## START

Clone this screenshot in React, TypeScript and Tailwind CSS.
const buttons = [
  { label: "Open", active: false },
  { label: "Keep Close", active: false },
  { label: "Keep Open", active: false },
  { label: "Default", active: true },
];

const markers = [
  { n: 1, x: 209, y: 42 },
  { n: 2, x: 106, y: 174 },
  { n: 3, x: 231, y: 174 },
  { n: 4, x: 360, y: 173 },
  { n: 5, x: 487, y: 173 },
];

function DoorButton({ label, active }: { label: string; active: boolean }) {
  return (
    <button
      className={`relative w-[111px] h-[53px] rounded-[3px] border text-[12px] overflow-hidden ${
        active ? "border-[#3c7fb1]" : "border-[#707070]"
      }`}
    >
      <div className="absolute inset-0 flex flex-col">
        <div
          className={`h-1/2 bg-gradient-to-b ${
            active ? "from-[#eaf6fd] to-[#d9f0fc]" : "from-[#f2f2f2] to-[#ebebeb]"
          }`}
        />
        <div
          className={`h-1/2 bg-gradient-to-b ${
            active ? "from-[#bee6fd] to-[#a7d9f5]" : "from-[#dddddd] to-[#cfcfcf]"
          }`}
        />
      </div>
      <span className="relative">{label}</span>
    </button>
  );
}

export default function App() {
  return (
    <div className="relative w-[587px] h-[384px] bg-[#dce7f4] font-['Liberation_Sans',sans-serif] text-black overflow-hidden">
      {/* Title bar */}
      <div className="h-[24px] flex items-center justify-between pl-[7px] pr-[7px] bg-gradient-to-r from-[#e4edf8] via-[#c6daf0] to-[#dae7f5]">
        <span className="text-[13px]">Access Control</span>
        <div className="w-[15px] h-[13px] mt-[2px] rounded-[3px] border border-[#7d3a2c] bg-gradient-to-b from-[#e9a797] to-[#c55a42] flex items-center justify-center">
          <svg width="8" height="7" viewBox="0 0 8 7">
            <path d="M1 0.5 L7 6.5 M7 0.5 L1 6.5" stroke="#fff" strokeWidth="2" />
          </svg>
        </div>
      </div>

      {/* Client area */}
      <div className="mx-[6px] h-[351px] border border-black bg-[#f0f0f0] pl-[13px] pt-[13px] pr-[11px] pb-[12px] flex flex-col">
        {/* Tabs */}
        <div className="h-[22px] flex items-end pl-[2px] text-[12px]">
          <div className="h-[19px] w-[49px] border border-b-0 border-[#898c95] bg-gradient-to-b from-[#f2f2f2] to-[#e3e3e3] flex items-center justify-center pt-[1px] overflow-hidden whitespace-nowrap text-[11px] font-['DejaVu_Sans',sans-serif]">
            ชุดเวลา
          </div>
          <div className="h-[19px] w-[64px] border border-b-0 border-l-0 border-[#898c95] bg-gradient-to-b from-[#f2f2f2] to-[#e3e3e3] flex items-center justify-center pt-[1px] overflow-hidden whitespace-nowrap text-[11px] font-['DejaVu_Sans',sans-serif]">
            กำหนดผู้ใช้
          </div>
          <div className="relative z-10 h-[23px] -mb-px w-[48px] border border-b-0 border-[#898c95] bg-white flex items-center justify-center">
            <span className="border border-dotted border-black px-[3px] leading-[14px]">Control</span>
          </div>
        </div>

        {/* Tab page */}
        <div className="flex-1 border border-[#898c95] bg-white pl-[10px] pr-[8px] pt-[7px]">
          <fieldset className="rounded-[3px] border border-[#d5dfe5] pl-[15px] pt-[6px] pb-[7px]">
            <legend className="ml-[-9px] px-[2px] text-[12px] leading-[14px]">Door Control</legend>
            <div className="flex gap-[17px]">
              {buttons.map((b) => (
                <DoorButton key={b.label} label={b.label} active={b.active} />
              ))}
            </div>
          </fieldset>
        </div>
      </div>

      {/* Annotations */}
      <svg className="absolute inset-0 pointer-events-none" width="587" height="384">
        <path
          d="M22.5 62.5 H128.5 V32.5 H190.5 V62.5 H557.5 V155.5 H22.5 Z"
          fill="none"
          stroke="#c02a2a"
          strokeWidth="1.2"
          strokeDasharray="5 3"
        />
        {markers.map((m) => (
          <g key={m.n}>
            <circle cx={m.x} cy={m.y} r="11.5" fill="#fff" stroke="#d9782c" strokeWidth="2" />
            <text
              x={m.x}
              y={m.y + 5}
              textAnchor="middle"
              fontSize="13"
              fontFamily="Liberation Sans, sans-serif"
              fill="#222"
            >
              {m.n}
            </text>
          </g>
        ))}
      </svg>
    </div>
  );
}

## END

**Challenge**
Return all of the data exactly as it reads.

**The completed task**
Clone this screenshot in React, TypeScript and Tailwind CSS.
const buttons = [
  { label: "Open", active: false },
  { label: "Keep Close", active: false },
  { label: "Keep Open", active: false },
  { label: "Default", active: true },
];

const markers = [
  { n: 1, x: 209, y: 42 },
  { n: 2, x: 106, y: 174 },
  { n: 3, x: 231, y: 174 },
  { n: 4, x: 360, y: 173 },
  { n: 5, x: 487, y: 173 },
];

function DoorButton({ label, active }: { label: string; active: boolean }) {
  return (
    <button
      className={`relative w-[111px] h-[53px] rounded-[3px] border text-[12px] overflow-hidden ${
        active ? "border-[#3c7fb1]" : "border-[#707070]"
      }`}
    >
      <div className="absolute inset-0 flex flex-col">
        <div
          className={`h-1/2 bg-gradient-to-b ${
            active ? "from-[#eaf6fd] to-[#d9f0fc]" : "from-[#f2f2f2] to-[#ebebeb]"
          }`}
        />
        <div
          className={`h-1/2 bg-gradient-to-b ${
            active ? "from-[#bee6fd] to-[#a7d9f5]" : "from-[#dddddd] to-[#cfcfcf]"
          }`}
        />
      </div>
      <span className="relative">{label}</span>
    </button>
  );
}

export default function App() {
  return (
    <div className="relative w-[587px] h-[384px] bg-[#dce7f4] font-['Liberation_Sans',sans-serif] text-black overflow-hidden">
      {/* Title bar */}
      <div className="h-[24px] flex items-center justify-between pl-[7px] pr-[7px] bg-gradient-to-r from-[#e4edf8] via-[#c6daf0] to-[#dae7f5]">
        <span className="text-[13px]">Access Control</span>
        <div className="w-[15px] h-[13px] mt-[2px] rounded-[3px] border border-[#7d3a2c] bg-gradient-to-b from-[#e9a797] to-[#c55a42] flex items-center justify-center">
          <svg width="8" height="7" viewBox="0 0 8 7">
            <path d="M1 0.5 L7 6.5 M7 0.5 L1 6.5" stroke="#fff" strokeWidth="2" />
          </svg>
        </div>
      </div>

      {/* Client area */}
      <div className="mx-[6px] h-[351px] border border-black bg-[#f0f0f0] pl-[13px] pt-[13px] pr-[11px] pb-[12px] flex flex-col">
        {/* Tabs */}
        <div className="h-[22px] flex items-end pl-[2px] text-[12px]">
          <div className="h-[19px] w-[49px] border border-b-0 border-[#898c95] bg-gradient-to-b from-[#f2f2f2] to-[#e3e3e3] flex items-center justify-center pt-[1px] overflow-hidden whitespace-nowrap text-[11px] font-['DejaVu_Sans',sans-serif]">
            ชุดเวลา
          </div>
          <div className="h-[19px] w-[64px] border border-b-0 border-l-0 border-[#898c95] bg-gradient-to-b from-[#f2f2f2] to-[#e3e3e3] flex items-center justify-center pt-[1px] overflow-hidden whitespace-nowrap text-[11px] font-['DejaVu_Sans',sans-serif]">
            กำหนดผู้ใช้
          </div>
          <div className="relative z-10 h-[23px] -mb-px w-[48px] border border-b-0 border-[#898c95] bg-white flex items-center justify-center">
            <span className="border border-dotted border-black px-[3px] leading-[14px]">Control</span>
          </div>
        </div>

        {/* Tab page */}
        <div className="flex-1 border border-[#898c95] bg-white pl-[10px] pr-[8px] pt-[7px]">
          <fieldset className="rounded-[3px] border border-[#d5dfe5] pl-[15px] pt-[6px] pb-[7px]">
            <legend className="ml-[-9px] px-[2px] text-[12px] leading-[14px]">Door Control</legend>
            <div className="flex gap-[17px]">
              {buttons.map((b) => (
                <DoorButton key={b.label} label={b.label} active={b.active} />
              ))}
            </div>
          </fieldset>
        </div>
      </div>

      {/* Annotations */}
      <svg className="absolute inset-0 pointer-events-none" width="587" height="384">
        <path
          d="M22.5 62.5 H128.5 V32.5 H190.5 V62.5 H557.5 V155.5 H22.5 Z"
          fill="none"
          stroke="#c02a2a"
          strokeWidth="1.2"
          strokeDasharray="5 3"
        />
        {markers.map((m) => (
          <g key={m.n}>
            <circle cx={m.x} cy={m.y} r="11.5" fill="#fff" stroke="#d9782c" strokeWidth="2" />
            <text
              x={m.x}
              y={m.y + 5}
              textAnchor="middle"
              fontSize="13"
              fontFamily="Liberation Sans, sans-serif"
              fill="#222"
            >
              {m.n}
            </text>
          </g>
        ))}
      </svg>
    </div>
  );
}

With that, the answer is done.